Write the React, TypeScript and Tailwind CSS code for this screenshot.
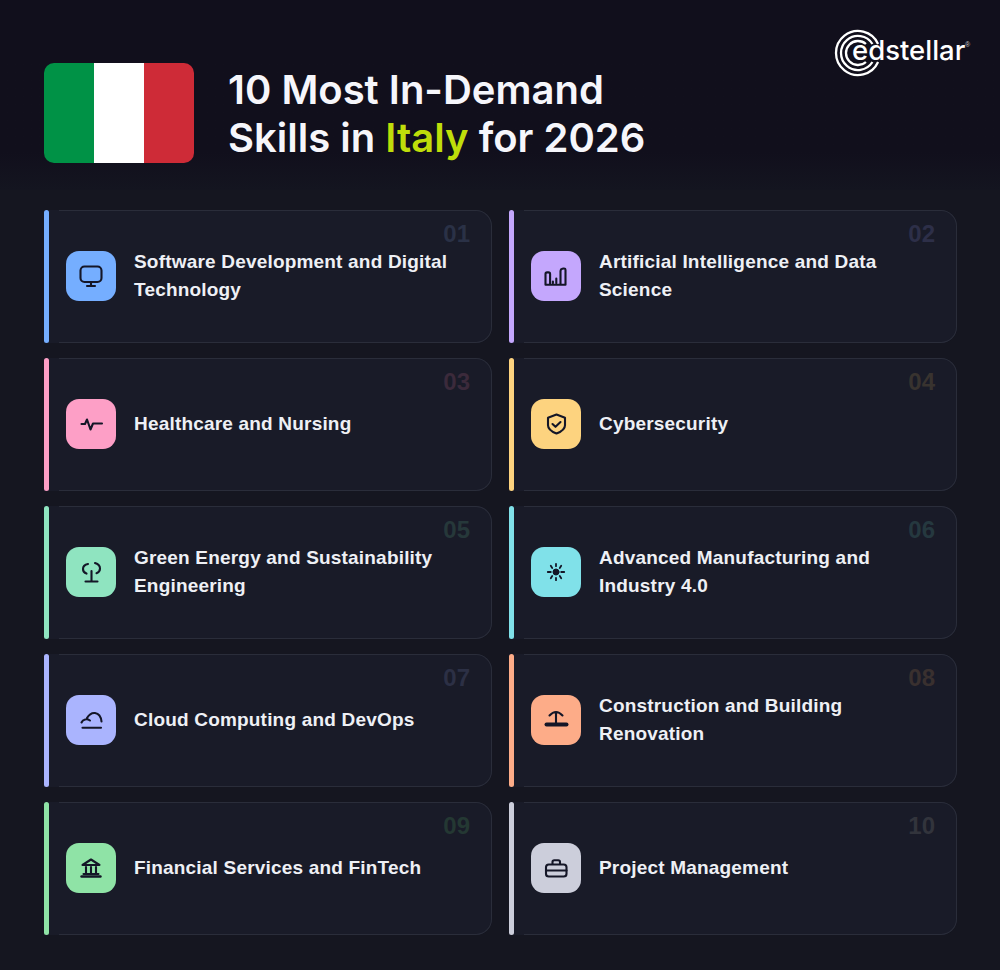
const ink = "#141627";

type Skill = { n: string; text: string[]; color: string; num: string; icon: React.ReactNode };

function Glyph({ children }: { children: React.ReactNode }) {
  return (
    <svg viewBox="0 0 50 50" width="50" height="50" fill="none" stroke={ink} strokeWidth="2.1" strokeLinecap="round" strokeLinejoin="round">
      {children}
    </svg>
  );
}

const skills: Skill[] = [
  {
    n: "01", text: ["Software Development and Digital", "Technology"], color: "bg-[#75aeff]", num: "text-[#2a3146]",
    icon: <Glyph><rect x="14.500" y="15.500" width="21" height="15.500" rx="4" /><path d="M25 31v3.500M21 35h8" /></Glyph>,
  },
  {
    n: "02", text: ["Artificial Intelligence and Data", "Science"], color: "bg-[#c4a7fd]", num: "text-[#2d2f48]",
    icon: <Glyph><path d="M14.500 33.800V23q0-1.600 1.600-1.600h1.400q1.600 0 1.600 1.600v10.800M14.500 33.800h20M29.500 33.800V20q0-1.800 1.800-2.200l1.400-.3q1.800-.2 1.800 1.800v14.500M25.300 32v-4.500M21.900 32v-1.500" /></Glyph>,
  },
  {
    n: "03", text: ["Healthcare and Nursing"], color: "bg-[#fd9fc6]", num: "text-[#3b2a3b]",
    icon: <Glyph><path d="M15.500 25h3.500l2-4.500 3.500 10 2.500-6h9" /></Glyph>,
  },
  {
    n: "04", text: ["Cybersecurity"], color: "bg-[#fdd37f]", num: "text-[#38332f]",
    icon: <Glyph><path d="M25.500 15.500l8.500 3.200v7.500c0 3.200-3.600 6.400-8.500 8.300-4.900-1.900-8.500-5.100-8.500-8.300v-7.500z" /><path d="M21.500 25l3 2.800 5-4.800" /></Glyph>,
  },
  {
    n: "05", text: ["Green Energy and Sustainability", "Engineering"], color: "bg-[#8fe4c0]", num: "text-[#26383a]",
    icon: <Glyph><path d="M22 17c-3 .6-5 2.600-5 5s1.500 4 3.500 4.600M29 16c3 1 5 3 5 5.500 0 2.300-1.500 4-3.500 4.700M25.500 24v10M19.500 34.500h12" /></Glyph>,
  },
  {
    n: "06", text: ["Advanced Manufacturing and", "Industry 4.0"], color: "bg-[#80e1e9]", num: "text-[#25383f]",
    icon: <Glyph><circle cx="25" cy="25" r="3" fill={ink} strokeWidth="1" /><path strokeWidth="1.800" d="M16.800 25h3M30.200 25h3M25 16.800v2.400M25 30.800v2.400M19.800 18.800l1.400 2.200M30.200 18.800l-1.400 2.200M19.800 31.200l1.400-2.200M30.200 31.200l-1.400-2.200" /></Glyph>,
  },
  {
    n: "07", text: ["Cloud Computing and DevOps"], color: "bg-[#aab4fe]", num: "text-[#2c3045]",
    icon: <Glyph><path d="M16.500 32.800h18.500" /><path d="M15.500 27.500c1.500-3.500 5.500-4 8.500-2M21 23c2-3.500 5-5.300 8-5 3.500.5 6 4 6.500 8.500" /></Glyph>,
  },
  {
    n: "08", text: ["Construction and Building", "Renovation"], color: "bg-[#fdac88]", num: "text-[#39302f]",
    icon: <Glyph><path d="M15.500 29.500h20" strokeWidth="4" /><path d="M25 17v12M18.500 20.500q6.500-7 13 0" /></Glyph>,
  },
  {
    n: "09", text: ["Financial Services and FinTech"], color: "bg-[#8fe3a6]", num: "text-[#243833]",
    icon: <Glyph><path d="M25 16.500l8.500 5.500h-17zM20 24v6.500M25 24v6.500M30 24v6.500M17.500 31h15" /><path d="M15.500 33.500h19" strokeWidth="2.400" /></Glyph>,
  },
  {
    n: "10", text: ["Project Management"], color: "bg-[#cccedb]", num: "text-[#32343c]",
    icon: <Glyph><rect x="15" y="21.500" width="20.500" height="12" rx="2.800" /><path d="M15 27.500h20.500M21.500 21v-2q0-1.800 1.800-1.800h3.900q1.800 0 1.800 1.800v2" /></Glyph>,
  },
];

function Logo() {
  const rings = [22, 17, 12];
  return (
    <div className="relative h-[48px] w-[136px]">
      <svg viewBox="0 0 50 48" width="50" height="48" fill="none" stroke="#ffffff" strokeWidth="2.300" className="absolute left-0 top-0">
        {rings.map((r) => {
          const gap = 9;
          const dx = Math.sqrt(r * r - gap * gap);
          return <path key={r} d={`M${24 + dx} ${24 - gap}A${r} ${r} 0 1 0 ${24 + dx} ${24 + gap}`} />;
        })}
      </svg>
      <span className="absolute left-[18px] top-[2px] text-[27.5px] font-medium leading-[38px] text-white [font-family:'Inter',sans-serif]">edstellar</span>
      <span className="absolute left-[131px] top-[12px] text-[7px] leading-[8px] text-[#c9c9c9] [font-family:'Liberation_Sans',sans-serif]">®</span>
    </div>
  );
}

function Card({ s }: { s: Skill }) {
  return (
    <div className="flex h-[133px] rounded-r-2xl bg-[#191b28]">
      <div className={`w-[5px] shrink-0 rounded-full ${s.color}`} />
      <div className="w-[10px] shrink-0" />
      <div className="relative flex min-w-0 flex-1 items-center gap-[18px] rounded-r-2xl border border-l-0 border-[#2a2d3a] pb-px pl-[7px]">
        <div className={`flex h-[50px] w-[50px] shrink-0 items-center justify-center rounded-[13px] ${s.color}`}>{s.icon}</div>
        <div className="text-[19px] font-bold leading-[28px] tracking-[0.19px] text-[#eef0f5] [font-family:'Liberation_Sans',sans-serif]">
          {s.text.map((t) => (
            <div key={t} className="whitespace-nowrap">{t}</div>
          ))}
        </div>
        <span className={`absolute right-[21px] top-[8px] text-[24px] font-bold leading-[30px] [font-family:'Liberation_Sans',sans-serif] ${s.num}`}>{s.n}</span>
      </div>
    </div>
  );
}

export default function App() {
  return (
    <div className="flex h-[970px] w-[1000px] flex-col bg-[#151620] [font-family:'Inter',sans-serif]">
      <header className="flex h-[190px] shrink-0 items-start bg-gradient-to-b from-[#110f1c] from-80% to-[#141520] pl-[44px] pr-[30px]">
        <div className="mt-[63px] flex h-[100px] w-[150px] shrink-0 overflow-hidden rounded-[10px]">
          <div className="flex-1 bg-[#009246]" />
          <div className="flex-1 bg-white" />
          <div className="flex-1 bg-[#ce2b37]" />
        </div>
        <h1 className="ml-[34px] mt-[66px] text-[40px] font-semibold leading-[48px] text-[#f6f6fb]">
          <div>10 Most In-Demand</div>
          <div>Skills in <span className="text-[#bfde0a]">Italy</span> for 2026</div>
        </h1>
        <div className="ml-auto mt-[29px]">
          <Logo />
        </div>
      </header>
      <main className="grid grid-cols-2 gap-x-[17px] gap-y-[15px] pl-[44px] pr-[43px] pt-[20px]">
        {skills.map((s) => (
          <Card key={s.n} s={s} />
        ))}
      </main>
    </div>
  );
}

◇ ◇ ◇ ◇ ◇ ◇ ◇

* **Exercise instructions**
Skipping the pictures, transcribe each line above exactly as it appears.

* **Reply to the exercise**
Write the React, TypeScript and Tailwind CSS code for this screenshot.
const ink = "#141627";

type Skill = { n: string; text: string[]; color: string; num: string; icon: React.ReactNode };

function Glyph({ children }: { children: React.ReactNode }) {
  return (
    <svg viewBox="0 0 50 50" width="50" height="50" fill="none" stroke={ink} strokeWidth="2.1" strokeLinecap="round" strokeLinejoin="round">
      {children}
    </svg>
  );
}

const skills: Skill[] = [
  {
    n: "01", text: ["Software Development and Digital", "Technology"], color: "bg-[#75aeff]", num: "text-[#2a3146]",
    icon: <Glyph><rect x="14.500" y="15.500" width="21" height="15.500" rx="4" /><path d="M25 31v3.500M21 35h8" /></Glyph>,
  },
  {
    n: "02", text: ["Artificial Intelligence and Data", "Science"], color: "bg-[#c4a7fd]", num: "text-[#2d2f48]",
    icon: <Glyph><path d="M14.500 33.800V23q0-1.600 1.600-1.600h1.400q1.600 0 1.600 1.600v10.800M14.500 33.800h20M29.500 33.800V20q0-1.800 1.800-2.200l1.400-.3q1.800-.2 1.800 1.800v14.500M25.300 32v-4.500M21.900 32v-1.500" /></Glyph>,
  },
  {
    n: "03", text: ["Healthcare and Nursing"], color: "bg-[#fd9fc6]", num: "text-[#3b2a3b]",
    icon: <Glyph><path d="M15.500 25h3.500l2-4.500 3.500 10 2.500-6h9" /></Glyph>,
  },
  {
    n: "04", text: ["Cybersecurity"], color: "bg-[#fdd37f]", num: "text-[#38332f]",
    icon: <Glyph><path d="M25.500 15.500l8.500 3.200v7.500c0 3.200-3.600 6.400-8.500 8.300-4.900-1.900-8.500-5.100-8.500-8.300v-7.500z" /><path d="M21.500 25l3 2.800 5-4.800" /></Glyph>,
  },
  {
    n: "05", text: ["Green Energy and Sustainability", "Engineering"], color: "bg-[#8fe4c0]", num: "text-[#26383a]",
    icon: <Glyph><path d="M22 17c-3 .6-5 2.600-5 5s1.500 4 3.500 4.600M29 16c3 1 5 3 5 5.500 0 2.300-1.500 4-3.500 4.700M25.500 24v10M19.500 34.500h12" /></Glyph>,
  },
  {
    n: "06", text: ["Advanced Manufacturing and", "Industry 4.0"], color: "bg-[#80e1e9]", num: "text-[#25383f]",
    icon: <Glyph><circle cx="25" cy="25" r="3" fill={ink} strokeWidth="1" /><path strokeWidth="1.800" d="M16.800 25h3M30.200 25h3M25 16.800v2.400M25 30.800v2.400M19.800 18.800l1.400 2.200M30.200 18.800l-1.400 2.200M19.800 31.200l1.400-2.200M30.200 31.200l-1.400-2.200" /></Glyph>,
  },
  {
    n: "07", text: ["Cloud Computing and DevOps"], color: "bg-[#aab4fe]", num: "text-[#2c3045]",
    icon: <Glyph><path d="M16.500 32.800h18.500" /><path d="M15.500 27.500c1.500-3.500 5.500-4 8.500-2M21 23c2-3.500 5-5.300 8-5 3.500.5 6 4 6.500 8.500" /></Glyph>,
  },
  {
    n: "08", text: ["Construction and Building", "Renovation"], color: "bg-[#fdac88]", num: "text-[#39302f]",
    icon: <Glyph><path d="M15.500 29.500h20" strokeWidth="4" /><path d="M25 17v12M18.500 20.500q6.500-7 13 0" /></Glyph>,
  },
  {
    n: "09", text: ["Financial Services and FinTech"], color: "bg-[#8fe3a6]", num: "text-[#243833]",
    icon: <Glyph><path d="M25 16.500l8.500 5.500h-17zM20 24v6.500M25 24v6.500M30 24v6.500M17.500 31h15" /><path d="M15.500 33.500h19" strokeWidth="2.400" /></Glyph>,
  },
  {
    n: "10", text: ["Project Management"], color: "bg-[#cccedb]", num: "text-[#32343c]",
    icon: <Glyph><rect x="15" y="21.500" width="20.500" height="12" rx="2.800" /><path d="M15 27.500h20.500M21.500 21v-2q0-1.800 1.800-1.800h3.900q1.800 0 1.800 1.800v2" /></Glyph>,
  },
];

function Logo() {
  const rings = [22, 17, 12];
  return (
    <div className="relative h-[48px] w-[136px]">
      <svg viewBox="0 0 50 48" width="50" height="48" fill="none" stroke="#ffffff" strokeWidth="2.300" className="absolute left-0 top-0">
        {rings.map((r) => {
          const gap = 9;
          const dx = Math.sqrt(r * r - gap * gap);
          return <path key={r} d={`M${24 + dx} ${24 - gap}A${r} ${r} 0 1 0 ${24 + dx} ${24 + gap}`} />;
        })}
      </svg>
      <span className="absolute left-[18px] top-[2px] text-[27.5px] font-medium leading-[38px] text-white [font-family:'Inter',sans-serif]">edstellar</span>
      <span className="absolute left-[131px] top-[12px] text-[7px] leading-[8px] text-[#c9c9c9] [font-family:'Liberation_Sans',sans-serif]">®</span>
    </div>
  );
}

function Card({ s }: { s: Skill }) {
  return (
    <div className="flex h-[133px] rounded-r-2xl bg-[#191b28]">
      <div className={`w-[5px] shrink-0 rounded-full ${s.color}`} />
      <div className="w-[10px] shrink-0" />
      <div className="relative flex min-w-0 flex-1 items-center gap-[18px] rounded-r-2xl border border-l-0 border-[#2a2d3a] pb-px pl-[7px]">
        <div className={`flex h-[50px] w-[50px] shrink-0 items-center justify-center rounded-[13px] ${s.color}`}>{s.icon}</div>
        <div className="text-[19px] font-bold leading-[28px] tracking-[0.19px] text-[#eef0f5] [font-family:'Liberation_Sans',sans-serif]">
          {s.text.map((t) => (
            <div key={t} className="whitespace-nowrap">{t}</div>
          ))}
        </div>
        <span className={`absolute right-[21px] top-[8px] text-[24px] font-bold leading-[30px] [font-family:'Liberation_Sans',sans-serif] ${s.num}`}>{s.n}</span>
      </div>
    </div>
  );
}

export default function App() {
  return (
    <div className="flex h-[970px] w-[1000px] flex-col bg-[#151620] [font-family:'Inter',sans-serif]">
      <header className="flex h-[190px] shrink-0 items-start bg-gradient-to-b from-[#110f1c] from-80% to-[#141520] pl-[44px] pr-[30px]">
        <div className="mt-[63px] flex h-[100px] w-[150px] shrink-0 overflow-hidden rounded-[10px]">
          <div className="flex-1 bg-[#009246]" />
          <div className="flex-1 bg-white" />
          <div className="flex-1 bg-[#ce2b37]" />
        </div>
        <h1 className="ml-[34px] mt-[66px] text-[40px] font-semibold leading-[48px] text-[#f6f6fb]">
          <div>10 Most In-Demand</div>
          <div>Skills in <span className="text-[#bfde0a]">Italy</span> for 2026</div>
        </h1>
        <div className="ml-auto mt-[29px]">
          <Logo />
        </div>
      </header>
      <main className="grid grid-cols-2 gap-x-[17px] gap-y-[15px] pl-[44px] pr-[43px] pt-[20px]">
        {skills.map((s) => (
          <Card key={s.n} s={s} />
        ))}
      </main>
    </div>
  );
}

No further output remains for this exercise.